7. Do You Need Salesforce Customer Support?
As time has gone on, the need to reach out to support to enable new features has become less frequent. However, if that is the case, factor in time for the support case to be worked on.
8. Are There Any Further Considerations? (“Gotchas”)
Gotchas are things that cause user confusion, frustration, and extra work for Admins. Articles written by Pardot pros are a great source for unearthing these; whenever I write a guide, I share “gotchas” that I’ve bumped into while working with clients, having rolled out features in different scenarios. See Bonus Connected Campaign Tips as an example.
9. Are There Any Impacts on the User Experience?
Before we come to user training (next point), it’s worth “walking in the shoes” of your users. Will the way they navigate through screens change? Will the location of buttons, links, etc. change? Making big changes to flows of work can throw people off as they have to adapt to a new routine. Luckily, Salesforce’s record page layouts are mostly flexible, so attempt to mitigate the changes where you can.
10. What’s the Expected Training Effort?
Training can be a “big ticket” item in roll outs that, sadly, is underestimated. What may be obvious to you is not obvious to everyone potentially using the new feature – put on “their shoes” and take a walk in them!

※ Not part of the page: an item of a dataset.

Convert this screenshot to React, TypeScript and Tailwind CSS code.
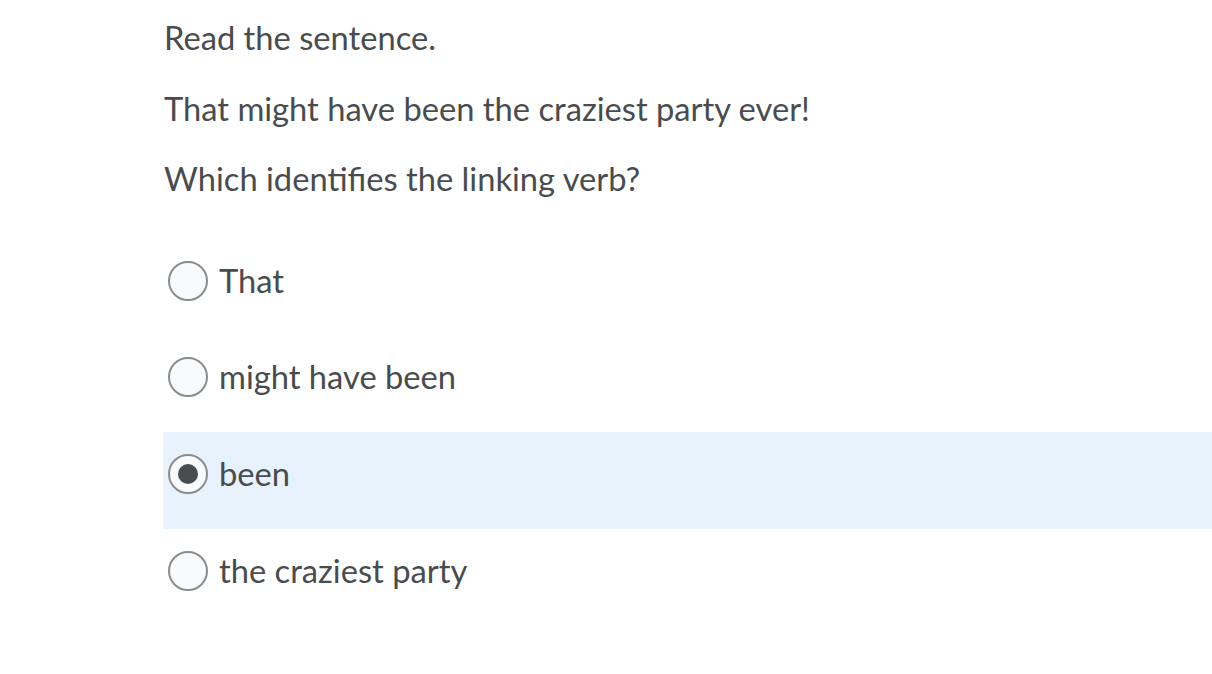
import { useState } from "react";

const options = ["That", "might have been", "been", "the craziest party"];

export default function App() {
  const [selected, setSelected] = useState(2);

  return (
    <div
      className="min-h-screen bg-white text-[#494c4e] pl-[163px]"
      style={{ fontFamily: "Lato, 'Noto Sans', sans-serif" }}
    >
      <div className="pl-px text-[32.7px] leading-[70.5px] pt-[3px]">
        <p>Read the sentence.</p>
        <p>That might have been the craziest party ever!</p>
        <p>Which identifies the linking verb?</p>
      </div>

      <div className="mt-[24px]">
        {options.map((opt, i) => {
          const active = i === selected;
          return (
            <label
              key={opt}
              onClick={() => setSelected(i)}
              className={`flex h-[96.7px] items-start pt-[22px] cursor-pointer ${
                active ? "bg-[#e8f2fc]" : ""
              }`}
            >
              <span className="ml-[5px] flex h-[40px] w-[40px] shrink-0 items-center justify-center rounded-full border-2 border-[#8a8d90] bg-[#f9fafb]">
                {active && (
                  <span className="h-[20px] w-[20px] rounded-full bg-[#494c4e]" />
                )}
              </span>
              <span className="ml-[11px] text-[32.7px] leading-[40px]">{opt}</span>
            </label>
          );
        })}
      </div>
    </div>
  );
}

If this change will be disruptive to users’ routines, add extra time to consider their needs.
11. Have You Checked Your Campaign Calendar?

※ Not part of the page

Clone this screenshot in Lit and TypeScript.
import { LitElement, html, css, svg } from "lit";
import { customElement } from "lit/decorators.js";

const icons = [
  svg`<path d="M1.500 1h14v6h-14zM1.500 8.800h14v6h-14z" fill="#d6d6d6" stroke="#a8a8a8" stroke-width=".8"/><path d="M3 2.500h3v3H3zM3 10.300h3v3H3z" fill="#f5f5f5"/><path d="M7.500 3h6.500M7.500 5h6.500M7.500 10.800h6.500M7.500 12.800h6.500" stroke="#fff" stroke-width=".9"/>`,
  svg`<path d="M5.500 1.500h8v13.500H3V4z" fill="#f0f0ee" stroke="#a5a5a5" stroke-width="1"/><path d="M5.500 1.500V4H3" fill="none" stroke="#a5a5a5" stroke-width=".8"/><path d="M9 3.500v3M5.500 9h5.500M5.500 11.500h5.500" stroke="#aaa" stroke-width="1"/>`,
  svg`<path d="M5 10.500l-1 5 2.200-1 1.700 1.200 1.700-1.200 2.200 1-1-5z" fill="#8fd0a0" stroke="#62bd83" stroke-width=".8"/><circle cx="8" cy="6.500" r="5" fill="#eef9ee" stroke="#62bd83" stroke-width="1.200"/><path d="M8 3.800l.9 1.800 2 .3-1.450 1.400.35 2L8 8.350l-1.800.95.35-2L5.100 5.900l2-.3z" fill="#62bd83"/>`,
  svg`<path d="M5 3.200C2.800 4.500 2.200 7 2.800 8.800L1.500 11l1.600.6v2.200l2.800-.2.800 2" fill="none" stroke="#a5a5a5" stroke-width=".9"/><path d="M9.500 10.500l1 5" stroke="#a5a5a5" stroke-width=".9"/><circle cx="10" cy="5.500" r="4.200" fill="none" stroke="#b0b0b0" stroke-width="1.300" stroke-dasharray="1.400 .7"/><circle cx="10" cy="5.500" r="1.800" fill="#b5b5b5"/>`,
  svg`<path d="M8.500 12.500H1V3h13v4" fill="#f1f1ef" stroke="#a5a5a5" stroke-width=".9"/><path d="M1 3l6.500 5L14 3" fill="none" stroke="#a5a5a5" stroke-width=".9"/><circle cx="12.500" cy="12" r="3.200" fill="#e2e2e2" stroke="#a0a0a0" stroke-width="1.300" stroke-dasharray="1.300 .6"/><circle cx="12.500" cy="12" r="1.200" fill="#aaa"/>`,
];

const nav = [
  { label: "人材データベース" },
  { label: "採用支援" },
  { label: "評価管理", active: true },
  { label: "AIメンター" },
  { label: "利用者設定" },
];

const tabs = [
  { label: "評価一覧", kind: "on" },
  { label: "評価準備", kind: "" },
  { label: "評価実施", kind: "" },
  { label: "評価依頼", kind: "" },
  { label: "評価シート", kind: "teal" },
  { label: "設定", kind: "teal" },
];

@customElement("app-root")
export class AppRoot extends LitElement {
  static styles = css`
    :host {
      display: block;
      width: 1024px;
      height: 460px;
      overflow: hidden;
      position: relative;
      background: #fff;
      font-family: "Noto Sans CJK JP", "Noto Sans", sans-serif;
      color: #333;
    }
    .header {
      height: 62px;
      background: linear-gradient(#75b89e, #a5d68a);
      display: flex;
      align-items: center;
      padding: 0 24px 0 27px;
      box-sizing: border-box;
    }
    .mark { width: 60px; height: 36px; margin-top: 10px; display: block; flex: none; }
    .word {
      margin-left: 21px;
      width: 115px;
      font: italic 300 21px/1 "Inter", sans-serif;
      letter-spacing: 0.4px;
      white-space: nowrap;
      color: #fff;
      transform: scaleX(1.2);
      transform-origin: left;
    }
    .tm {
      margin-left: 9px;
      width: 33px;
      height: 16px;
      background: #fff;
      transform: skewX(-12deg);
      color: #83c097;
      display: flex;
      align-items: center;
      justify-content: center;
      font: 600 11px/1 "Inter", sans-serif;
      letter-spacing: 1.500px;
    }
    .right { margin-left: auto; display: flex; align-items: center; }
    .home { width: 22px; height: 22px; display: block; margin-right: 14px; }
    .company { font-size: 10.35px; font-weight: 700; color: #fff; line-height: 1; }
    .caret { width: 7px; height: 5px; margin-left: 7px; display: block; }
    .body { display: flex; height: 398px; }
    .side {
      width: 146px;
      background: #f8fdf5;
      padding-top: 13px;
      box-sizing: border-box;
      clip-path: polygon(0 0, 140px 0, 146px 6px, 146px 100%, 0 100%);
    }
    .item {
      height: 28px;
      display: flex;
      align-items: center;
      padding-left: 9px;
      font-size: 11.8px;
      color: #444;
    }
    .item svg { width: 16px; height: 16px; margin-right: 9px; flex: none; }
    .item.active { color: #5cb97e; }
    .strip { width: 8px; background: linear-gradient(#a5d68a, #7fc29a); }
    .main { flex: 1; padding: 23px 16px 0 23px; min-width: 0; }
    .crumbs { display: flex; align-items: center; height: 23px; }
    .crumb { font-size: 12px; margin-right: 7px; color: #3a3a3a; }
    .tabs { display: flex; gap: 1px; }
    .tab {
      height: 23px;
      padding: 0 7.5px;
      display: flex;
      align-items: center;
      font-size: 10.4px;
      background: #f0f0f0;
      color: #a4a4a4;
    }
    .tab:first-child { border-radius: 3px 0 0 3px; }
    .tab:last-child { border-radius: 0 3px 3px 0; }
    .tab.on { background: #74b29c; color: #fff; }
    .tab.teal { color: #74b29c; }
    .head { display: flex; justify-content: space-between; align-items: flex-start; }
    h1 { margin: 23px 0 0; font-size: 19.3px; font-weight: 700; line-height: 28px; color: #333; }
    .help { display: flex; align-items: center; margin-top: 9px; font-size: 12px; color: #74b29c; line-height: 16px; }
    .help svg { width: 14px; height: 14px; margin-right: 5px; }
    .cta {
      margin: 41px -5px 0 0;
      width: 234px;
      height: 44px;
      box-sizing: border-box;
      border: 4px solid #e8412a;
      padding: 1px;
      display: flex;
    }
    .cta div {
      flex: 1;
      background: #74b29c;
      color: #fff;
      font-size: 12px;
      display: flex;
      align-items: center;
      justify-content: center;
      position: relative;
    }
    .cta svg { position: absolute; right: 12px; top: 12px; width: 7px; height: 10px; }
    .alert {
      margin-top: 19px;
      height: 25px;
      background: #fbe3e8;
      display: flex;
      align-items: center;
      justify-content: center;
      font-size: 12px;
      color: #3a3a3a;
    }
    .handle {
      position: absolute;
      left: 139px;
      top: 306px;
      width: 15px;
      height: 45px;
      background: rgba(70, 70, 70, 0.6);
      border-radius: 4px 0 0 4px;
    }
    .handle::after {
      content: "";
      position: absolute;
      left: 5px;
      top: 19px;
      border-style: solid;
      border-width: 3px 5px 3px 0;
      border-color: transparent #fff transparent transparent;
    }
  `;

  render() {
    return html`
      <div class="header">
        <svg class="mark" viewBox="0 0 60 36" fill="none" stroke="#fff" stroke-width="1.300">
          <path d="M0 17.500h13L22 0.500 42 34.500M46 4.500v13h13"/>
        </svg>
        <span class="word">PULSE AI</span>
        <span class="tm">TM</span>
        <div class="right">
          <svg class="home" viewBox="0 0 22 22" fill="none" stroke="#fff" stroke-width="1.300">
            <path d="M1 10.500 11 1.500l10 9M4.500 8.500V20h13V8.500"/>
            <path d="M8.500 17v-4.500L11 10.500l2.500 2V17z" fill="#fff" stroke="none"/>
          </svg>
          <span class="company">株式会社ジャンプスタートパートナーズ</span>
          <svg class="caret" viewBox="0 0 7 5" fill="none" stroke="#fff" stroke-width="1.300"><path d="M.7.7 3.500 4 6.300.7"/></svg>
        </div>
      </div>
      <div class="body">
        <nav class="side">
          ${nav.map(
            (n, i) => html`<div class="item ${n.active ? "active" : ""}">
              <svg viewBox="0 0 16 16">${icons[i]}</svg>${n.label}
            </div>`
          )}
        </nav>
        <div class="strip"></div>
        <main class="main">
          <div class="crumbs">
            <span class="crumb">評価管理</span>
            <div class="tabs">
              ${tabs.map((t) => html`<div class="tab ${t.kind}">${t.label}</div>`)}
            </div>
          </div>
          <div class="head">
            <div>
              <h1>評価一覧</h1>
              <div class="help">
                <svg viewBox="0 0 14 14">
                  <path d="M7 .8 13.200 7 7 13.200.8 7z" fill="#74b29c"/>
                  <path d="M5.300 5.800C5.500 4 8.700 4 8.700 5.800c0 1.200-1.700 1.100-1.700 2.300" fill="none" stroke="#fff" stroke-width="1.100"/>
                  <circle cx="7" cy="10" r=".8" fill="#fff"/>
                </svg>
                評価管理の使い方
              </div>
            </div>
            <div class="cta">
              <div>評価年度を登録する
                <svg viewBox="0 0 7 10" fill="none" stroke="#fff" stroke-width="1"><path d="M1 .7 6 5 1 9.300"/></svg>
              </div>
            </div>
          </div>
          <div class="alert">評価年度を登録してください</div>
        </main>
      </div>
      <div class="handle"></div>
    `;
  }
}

It goes without saying – don’t roll out features during the busiest times in your team’s marketing calendar.
Summary
There are multiple features coming out with each Salesforce release, so it comes to a point where we need to set a priority order for when to roll out new features.
The questions in this guide provide a structure for prioritizing new features in Account Engagement (Pardot), how to get a grip on the functionality benefits, and whether there are good reasons not to go ahead with the idea.